The difference between "deno" esm imports (which includes browsers) and NPM is how the code is obtained. If you use an es module HTTP import, the file is loaded from an arbitrary HTTP location. If you use a path-based es module import or require statement, the code has to have already gotten there somehow, and if it's third-party code it will have likely come from NPM. In either case, you can use a bundler to build the code into your application.

If a vulnerability is filed against a deno.land package, it may or may not affect the npm version. If the bundler tool used by esm.sh injects some vulnerable code, it may not affect the original deno/npm/jsr package.

deno.land and npm are not the same packages. There is no concept of an npm version. deno.land packages are tagged Git commits, similar to Go, except that only GitHub is supported.

esm.sh, skypack, jspm.io, jsdelivr, jsr, unpkg, cdnjs all can and likely do modify the files from the original npm package before sending them. They are a distinct distribution of a package, but they are not a unique package and they are not a unique registries nor are they retrieved and loaded differently so they should not be unique package types.
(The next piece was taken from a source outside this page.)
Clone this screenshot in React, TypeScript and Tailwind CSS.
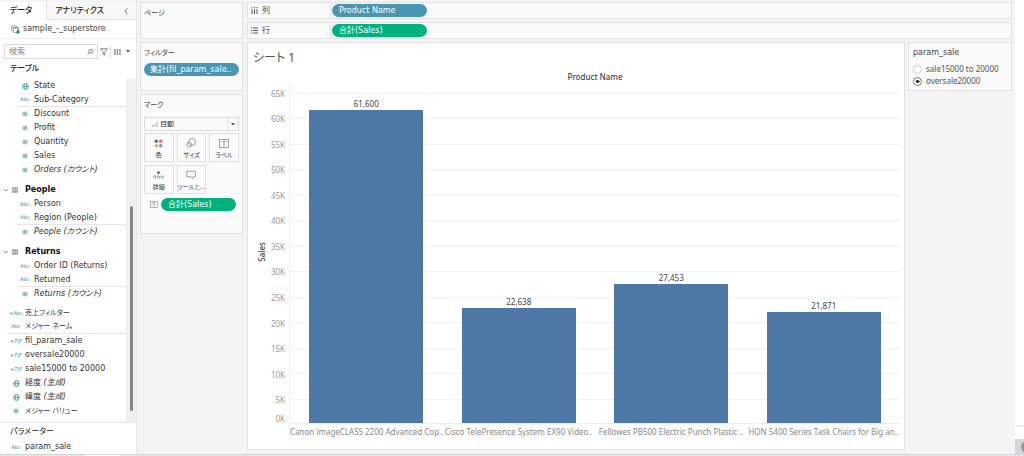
import type { ReactNode } from 'react';

type FieldKind = 'geo' | 'text' | 'number' | 'calcText' | 'calcBool' | 'geoMeasure';

interface Field {
  kind: FieldKind;
  name: string;
  note?: string;
  italic?: boolean;
  small?: boolean;
  divider?: boolean;
}

interface TableGroup {
  name: string;
  fields: Field[];
}

const superstoreFields: Field[] = [
  { kind: 'geo', name: 'State' },
  { kind: 'text', name: 'Sub-Category', divider: true },
  { kind: 'number', name: 'Discount' },
  { kind: 'number', name: 'Profit' },
  { kind: 'number', name: 'Quantity' },
  { kind: 'number', name: 'Sales' },
  { kind: 'number', name: 'Orders (カウント)', italic: true }
];

const groups: TableGroup[] = [
  {
    name: 'People',
    fields: [
      { kind: 'text', name: 'Person' },
      { kind: 'text', name: 'Region (People)', divider: true },
      { kind: 'number', name: 'People (カウント)', italic: true }
    ]
  },
  {
    name: 'Returns',
    fields: [
      { kind: 'text', name: 'Order ID (Returns)' },
      { kind: 'text', name: 'Returned', divider: true },
      { kind: 'number', name: 'Returns (カウント)', italic: true }
    ]
  }
];

const looseFields: Field[] = [
  { kind: 'calcText', name: '売上フィルター', small: true },
  { kind: 'text', name: 'メジャー ネーム', small: true, divider: true },
  { kind: 'calcBool', name: 'fil_param_sale' },
  { kind: 'calcBool', name: 'oversale20000' },
  { kind: 'calcBool', name: 'sale15000 to 20000' },
  { kind: 'geoMeasure', name: '経度', note: '(生成)' },
  { kind: 'geoMeasure', name: '緯度', note: '(生成)' },
  { kind: 'number', name: 'メジャー バリュー', small: true }
];

const bars = [
  { name: 'Canon imageCLASS 2200 Advanced Cop..', value: 61600 },
  { name: 'Cisco TelePresence System EX90 Video..', value: 22638 },
  { name: 'Fellowes PB500 Electric Punch Plastic ..', value: 27453 },
  { name: 'HON 5400 Series Task Chairs for Big an..', value: 21871 }
];

const AXIS_MAX = 65000;
const ticks = ['65K', '60K', '55K', '50K', '45K', '40K', '35K', '30K', '25K', '20K', '15K', '10K', '5K'];

function GlobeIcon({ className }: { className: string }) {
  return (
    <svg className={`w-[7px] h-[7px] ${className}`} viewBox="0 0 14 14" fill="none" stroke="currentColor" strokeWidth={1.6}>
      <circle cx="7" cy="7" r="5.8" />
      <ellipse cx="7" cy="7" rx="2.6" ry="5.8" />
      <path d="M1.2 7h11.6" />
    </svg>
  );
}

function HashIcon() {
  return (
    <svg className="w-[6px] h-[6px] text-[#4fa688]" viewBox="0 0 12 12" fill="none" stroke="currentColor" strokeWidth={1.4}>
      <path d="M4.2 1v10M7.8 1v10M0.5 4.2h11M0.5 7.800h11" />
    </svg>
  );
}

function FieldIcon({ kind }: { kind: FieldKind }) {
  switch (kind) {
    case 'geo':
      return <GlobeIcon className="text-[#4996b2]" />;
    case 'geoMeasure':
      return <GlobeIcon className="text-[#3fae85]" />;
    case 'number':
      return <HashIcon />;
    case 'calcText':
      return <span className="text-[5px] text-[#2f86a6]">=Abc</span>;
    case 'calcBool':
      return <span className="text-[5px] italic text-[#2f86a6]">=T|F</span>;
    default:
      return <span className="text-[5px] text-[#2f86a6]">Abc</span>;
  }
}

function FieldRow({ field, nested }: { field: Field; nested?: boolean }) {
  return (
    <li className={`flex h-[14px] items-center whitespace-nowrap ${nested ? 'ml-[17px]' : 'ml-2'} ${field.divider ? 'border-b border-[#e6e6e6]' : ''}`}>
      <span className="mr-px flex w-4 shrink-0 items-center justify-center">
        <FieldIcon kind={field.kind} />
      </span>
      <span className={`${field.italic ? 'italic' : ''} ${field.small ? 'text-[7px]' : ''}`}>
        {field.name}
        {field.note && <i> {field.note}</i>}
      </span>
    </li>
  );
}

function TableIcon() {
  return (
    <svg className="w-[6px] h-[6px] text-[#777]" viewBox="0 0 12 12" fill="none" stroke="currentColor" strokeWidth={1.2}>
      <rect x="0.8" y="0.8" width="10.4" height="10.4" rx="1" />
      <path d="M1 3.2h10M1 6h10M1 8.8h10M6 3v8" />
    </svg>
  );
}

function DataPane() {
  return (
    <aside className="flex w-[137px] shrink-0 flex-col border-r border-[#e6e6e6] bg-white">
      <div className="h-[2px] shrink-0 bg-[#f4f4f4]" />
      <div className="flex h-[18px] shrink-0 bg-[#f7f7f7]">
        <button className="w-[46px] bg-white pr-1 font-medium text-[#222]">データ</button>
        <button className="flex-1 whitespace-nowrap border-b border-l border-[#e6e6e6] pr-3 font-medium text-[#222]">アナリティクス</button>
        <button aria-label="折りたたむ" className="w-3 border-b border-[#e6e6e6] text-[#555]">
          <svg className="mr-auto h-[6px] w-1" viewBox="0 0 8 12" fill="none" stroke="currentColor" strokeWidth={1.6}>
            <path d="M6.5 1L2 6l4.5 5" />
          </svg>
        </button>
      </div>
      <div className="flex h-[19px] shrink-0 items-center gap-[3px] border-b border-[#eee] pl-[11px]">
        <svg className="h-[9px] w-[9px]" viewBox="0 0 18 18" fill="none" stroke="#777" strokeWidth={1.3}>
          <ellipse cx="6" cy="3.5" rx="5" ry="2.2" />
          <path d="M1 3.5v7c0 1 1.4 1.8 3 2.1M11 3.5v1" />
          <rect x="5" y="6" width="8" height="9" rx="1.5" />
          <path d="M8 6V4.5h7v8" />
          <circle cx="14" cy="14" r="3.4" fill="#2f7da1" stroke="none" />
        </svg>
        <span className="text-[#444]">sample_-_superstore</span>
      </div>
      <div className="flex shrink-0 items-center pt-[5px] pl-1">
        <label className="flex h-[15px] w-[94px] items-center border border-[#d9d9d9] px-1">
          <input type="text" aria-label="検索" placeholder="検索" className="w-full min-w-0 bg-transparent outline-none placeholder:text-[#888]" />
          <svg className="h-[6px] w-[6px] shrink-0" viewBox="0 0 12 12" fill="none" stroke="#555" strokeWidth={1.5}>
            <circle cx="7.3" cy="4.7" r="3.7" />
            <path d="M4.5 7.5L1 11" />
          </svg>
        </label>
        <button aria-label="フィルター" className="ml-[2px]">
          <svg className="h-2 w-2" viewBox="0 0 16 16" fill="none" stroke="#666" strokeWidth={1.6}>
            <path d="M1 1.5h14L9.5 8v6.5l-3-2V8z" />
          </svg>
        </button>
        <span className="mr-[3px] ml-[2px] h-3 w-px bg-[#ddd]" />
        <button aria-label="表示" className="flex items-center gap-[5px]">
          <svg className="h-[6px] w-[7px]" viewBox="0 0 14 12" fill="none" stroke="#888" strokeWidth={3}>
            <path d="M2 0v12M7 0v12M12 0v12" />
            <path d="M0 4h14M0 8h14" stroke="#fff" strokeWidth={0.7} />
          </svg>
          <svg className="h-[3px] w-1" viewBox="0 0 8 6" fill="#555">
            <path d="M0 0h8L4 5z" />
          </svg>
        </button>
      </div>

      <h2 className="flex h-5 shrink-0 items-center pl-[10px] font-medium text-[#222]">テーブル</h2>

      <div className="flex min-h-0 flex-1">
        <div className="min-w-0 flex-1 overflow-hidden">
          <ul>
            {superstoreFields.map((field) => (
              <FieldRow key={field.name} field={field} nested />
            ))}
          </ul>
          {groups.map((group) => (
            <section key={group.name} className="mt-[6px]">
              <h3 className="flex h-[14px] items-center font-bold text-[#111]">
                <svg className="ml-1 h-1 w-1" viewBox="0 0 8 8" fill="none" stroke="#777" strokeWidth={1.6}>
                  <path d="M0.5 2L4 6l3.5-4" />
                </svg>
                <span className="mr-[7px] ml-1">
                  <TableIcon />
                </span>
                {group.name}
              </h3>
              <ul>
                {group.fields.map((field) => (
                  <FieldRow key={field.name} field={field} nested />
                ))}
              </ul>
            </section>
          ))}
          <ul className="mt-[5px]">
            {looseFields.map((field) => (
              <FieldRow key={field.name} field={field} />
            ))}
          </ul>
        </div>
        {/* Scrollbar */}
        <div className="flex w-[10px] shrink-0 flex-col items-center bg-[#f0f0f0]">
          <div className="flex-[127]" />
          <div className="w-[3px] flex-[206] rounded-full bg-[#858585]" />
          <div className="flex-[11]" />
        </div>
      </div>

      <section className="h-8 shrink-0 border-t border-[#e6e6e6]">
        <h2 className="flex h-[17px] items-center pl-[10px] text-[#222]">パラメーター</h2>
        <ul>
          <FieldRow field={{ kind: 'text', name: 'param_sale' }} />
        </ul>
      </section>
    </aside>
  );
}

function Card({ title, className, children }: { title: string; className: string; children?: ReactNode }) {
  return (
    <section className={`border border-[#e2e2e2] bg-[#fafafa] px-[3px] ${className}`}>
      <h2 className="flex h-5 items-center text-[7px] text-[#444]">{title}</h2>
      {children}
    </section>
  );
}

function LabelGlyph() {
  return (
    <svg className="h-full w-full" viewBox="0 0 20 18" fill="none" stroke="#888" strokeWidth={1.6}>
      <rect x="1" y="1" width="18" height="16" />
      <path d="M6.5 6.5V5h7v1.5M10 5v8M8.5 13h3" />
    </svg>
  );
}

const markButtons: { label: string; icon: ReactNode }[] = [
  {
    label: '色',
    icon: (
      <svg className="h-[9px] w-[9px]" viewBox="0 0 18 18">
        <circle cx="4.5" cy="4.5" r="3.6" fill="#7c6390" />
        <circle cx="13.5" cy="4.5" r="3.6" fill="#f06a6e" />
        <circle cx="4.5" cy="13.5" r="3.6" fill="#f5a261" />
        <circle cx="13.5" cy="13.5" r="3.6" fill="#6f9fd0" />
      </svg>
    )
  },
  {
    label: 'サイズ',
    icon: (
      <svg className="h-[10px] w-[10px]" viewBox="0 0 20 20" fill="none" stroke="#888" strokeWidth={1.6}>
        <circle cx="12" cy="8" r="7" />
        <circle cx="6.5" cy="13.5" r="4.8" />
      </svg>
    )
  },
  {
    label: 'ラベル',
    icon: (
      <span className="h-[9px] w-[10px]">
        <LabelGlyph />
      </span>
    )
  },
  {
    label: '詳細',
    icon: (
      <svg className="h-2 w-[11px]" viewBox="0 0 22 16" fill="none" stroke="#888" strokeWidth={1.5}>
        <circle cx="11" cy="3.5" r="2.8" fill="#666" stroke="none" />
        <circle cx="3.5" cy="12" r="2.4" />
        <circle cx="11" cy="12" r="2.4" />
        <circle cx="18.5" cy="12" r="2.4" />
      </svg>
    )
  },
  {
    label: 'ツールと…',
    icon: (
      <svg className="h-[10px] w-[10px]" viewBox="0 0 20 20" fill="none" stroke="#888" strokeWidth={1.6}>
        <path d="M1.5 2.5h17v11h-4v4l-4-4h-9z" />
      </svg>
    )
  }
];

function MarksCard() {
  return (
    <Card title="マーク" className="h-[140px]">
      <div className="mt-[2px] flex h-[14px] items-center border border-[#dcdcdc] pl-[7px]">
        <svg className="h-[5px] w-[6px]" viewBox="0 0 12 10" fill="none" stroke="#999" strokeWidth={1.6}>
          <path d="M1.5 10V6M6 10V4M10.5 10V0" />
        </svg>
        <select aria-label="マークの種類" className="ml-[2px] h-full min-w-0 flex-1 appearance-none bg-transparent text-[7px] text-[#333] outline-none">
          <option>自動</option>
        </select>
        <span className="flex h-full w-[11px] items-center justify-center border-l border-[#e8e8e8]">
          <svg className="h-[3px] w-1" viewBox="0 0 8 6" fill="#555">
            <path d="M0 0h8L4 5z" />
          </svg>
        </span>
      </div>
      <div className="mt-[2px] grid grid-cols-3 gap-x-[3px] gap-y-[3px]">
        {markButtons.map(({ label, icon }) => (
          <button key={label} className="flex h-[29px] min-w-0 flex-col items-center border border-[#e0e0e0] pt-[3px] text-[6px] text-[#333]">
            <span className="flex h-3 items-center">{icon}</span>
            <span className="pt-px leading-[10px] whitespace-nowrap">{label}</span>
          </button>
        ))}
      </div>
      <div className="mt-1 flex items-center pl-[6px]">
        <span className="h-[7px] w-2">
          <LabelGlyph />
        </span>
        <button className="ml-[3px] h-[13px] w-[75px] rounded-full bg-[#00b180] pl-[7px] text-left text-white">合計(Sales)</button>
      </div>
    </Card>
  );
}

function Shelf({ label, icon, pill, pillClass }: { label: string; icon: ReactNode; pill: string; pillClass: string }) {
  return (
    <div className="flex h-[17px] shrink-0 items-center border border-[#e2e2e2] bg-[#fafafa]">
      <div className="flex h-full w-[83px] items-center gap-1 border-r border-[#e2e2e2] pl-[3px] text-[#444]">
        {icon}
        {label}
      </div>
      <button className={`ml-px h-[13px] w-[95px] rounded-full pl-[7px] text-left text-white ${pillClass}`}>{pill}</button>
    </div>
  );
}

function BarChart() {
  return (
    <div className="flex min-h-0 flex-1 pl-2 font-['Noto_Sans','Noto_Sans_CJK_JP',sans-serif]">
      <div className="flex w-3 shrink-0 items-center justify-center pb-[26px] font-medium text-[#444] [writing-mode:vertical-rl]">
        <span className="rotate-180">Sales</span>
      </div>
      <div className="flex w-[21px] shrink-0 flex-col pr-1 pb-6 text-right text-[#999]">
        {ticks.map((tick) => (
          <div key={tick} className="flex flex-1 items-center justify-end">
            {tick}
          </div>
        ))}
        <div className="h-3 leading-3">0K</div>
      </div>
      <div className="flex min-w-0 flex-1 flex-col pt-[3px] pr-1 pb-[10px]">
        <div className="relative flex flex-1 flex-col border-l border-[#f0f0f0] pt-[9px]">
          {ticks.map((tick) => (
            <div key={tick} className="flex-1 border-t border-[#f3f3f3]" />
          ))}
          {/* Bars sit on top of the grid lines */}
          <div className="absolute inset-x-0 top-[9px] bottom-0 grid grid-cols-4 border-b border-[#eee]">
            {bars.map((bar) => (
              <div key={bar.name} className="flex h-full min-h-0 flex-col items-center justify-end">
                <span className="leading-[13px] text-[#444]">{bar.value.toLocaleString('en-US')}</span>
                <div className="w-3/4 shrink-0 bg-[#4e79a7]" style={{ height: `${(bar.value / AXIS_MAX) * 100}%` }} />
              </div>
            ))}
          </div>
        </div>
        <div className="grid h-[15px] grid-cols-4 border-l border-[#f0f0f0] text-[#888]">
          {bars.map((bar) => (
            <span key={bar.name} className="min-w-0 text-center leading-[15px] whitespace-nowrap">{bar.name}</span>
          ))}
        </div>
      </div>
    </div>
  );
}

function ParameterCard() {
  return (
    <fieldset className="h-[49px] w-[104px] shrink-0 border border-[#e2e2e2] bg-[#fafafa] px-1 text-[#555]">
      <legend className="float-left flex h-5 w-full items-center text-[#444]">param_sale</legend>
      <div className="clear-both font-['Noto_Sans',sans-serif]">
        {['sale15000 to 20000', 'oversale20000'].map((option) => (
          <label key={option} className="flex h-3 items-center gap-1 whitespace-nowrap">
            <input
              type="radio"
              name="param_sale"
              defaultChecked={option === 'oversale20000'}
              className="h-[9px] w-[9px] appearance-none rounded-full border border-[#ccc] bg-white checked:border-[#777] checked:bg-[radial-gradient(circle,#444_0_2px,#fff_2px)]"
            />
            {option}
          </label>
        ))}
      </div>
    </fieldset>
  );
}

export default function App() {
  return (
    <div className="flex h-screen flex-col overflow-hidden bg-[#f4f4f4] font-['DejaVu_Sans','Noto_Sans_CJK_JP',sans-serif] text-[8px] leading-none text-[#333] [font-feature-settings:'palt']">
      <div className="flex min-h-0 flex-1">
        <DataPane />

        <div className="ml-[3px] flex w-[103px] shrink-0 flex-col gap-[3px] pt-[2px]">
          <Card title="ページ" className="h-[37px]" />
          <Card title="フィルター" className="h-[49px]">
            <button className="h-[13px] w-full rounded-full bg-[#4996b2] pl-[6px] text-left whitespace-nowrap text-white">集計(fil_param_sale..</button>
          </Card>
          <MarksCard />
        </div>

        <main className="mr-[3px] ml-1 flex min-w-0 flex-1 flex-col gap-[3px] pt-[2px] pb-1">
          <Shelf
            label="列"
            pill="Product Name"
            pillClass="bg-[#4996b2]"
            icon={
              <svg className="h-[7px] w-[7px]" viewBox="0 0 14 14" fill="none" stroke="#555" strokeWidth={2}>
                <path d="M2 0v2.5M7 0v2.5M12 0v2.5M2 4.5V14M7 4.5V14M12 4.5V14" />
              </svg>
            }
          />
          <Shelf
            label="行"
            pill="合計(Sales)"
            pillClass="bg-[#00b180]"
            icon={
              <svg className="h-[7px] w-[7px]" viewBox="0 0 14 14" fill="none" stroke="#555" strokeWidth={2}>
                <path d="M0 2h2.5M0 7h2.5M0 12h2.5M4.5 2H14M4.5 7H14M4.5 12H14" />
              </svg>
            }
          />
          <div className="flex min-h-0 flex-1 items-start gap-[3px]">
            <section className="flex h-full min-w-0 flex-1 flex-col border border-[#e2e2e2] bg-white">
              <h1 className="flex h-[30px] shrink-0 items-center pl-[5px] font-['Noto_Sans','Noto_Sans_CJK_JP',sans-serif] text-xs text-[#555]">シート 1</h1>
              <p className="h-2 shrink-0 pl-[38px] text-center font-['Noto_Sans',sans-serif] font-medium text-[#444]">Product Name</p>
              <BarChart />
            </section>
            <ParameterCard />
          </div>
        </main>

        <div className="flex w-[9px] shrink-0 flex-col overflow-hidden bg-white">
          <div className="flex-1" />
          <div className="h-[14px] border-t-2 border-[#eee]" />
          <div className="flex h-[15px] items-center bg-[#d6d6da] pl-[6px]">
            <span className="h-3 w-3 shrink-0 rounded-full bg-[#8995a8]" />
          </div>
        </div>
      </div>
      <footer className="flex h-[2px] shrink-0 border-t border-[#d5d5d5] bg-[#e6e6e6]">
        <span className="ml-[85px] h-full w-[35px] bg-white" />
      </footer>
    </div>
  );
}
There may be value in using pkg:esm for generic esm imports (still problematic because esm is not package-oriented) and detecting when pkg:npm is applicable because of a CDN (risky and expensive in terms of accuracy, consistency, maintainability since there are so many and they change over time) with a qualifier that identifies a CDN service that is modifying the package in addition to the file path that is actually being retrieved. However, there may be issues with using the standard URL qualifiers since you can't normally just retrieve the package from one of these services and the subpath is important.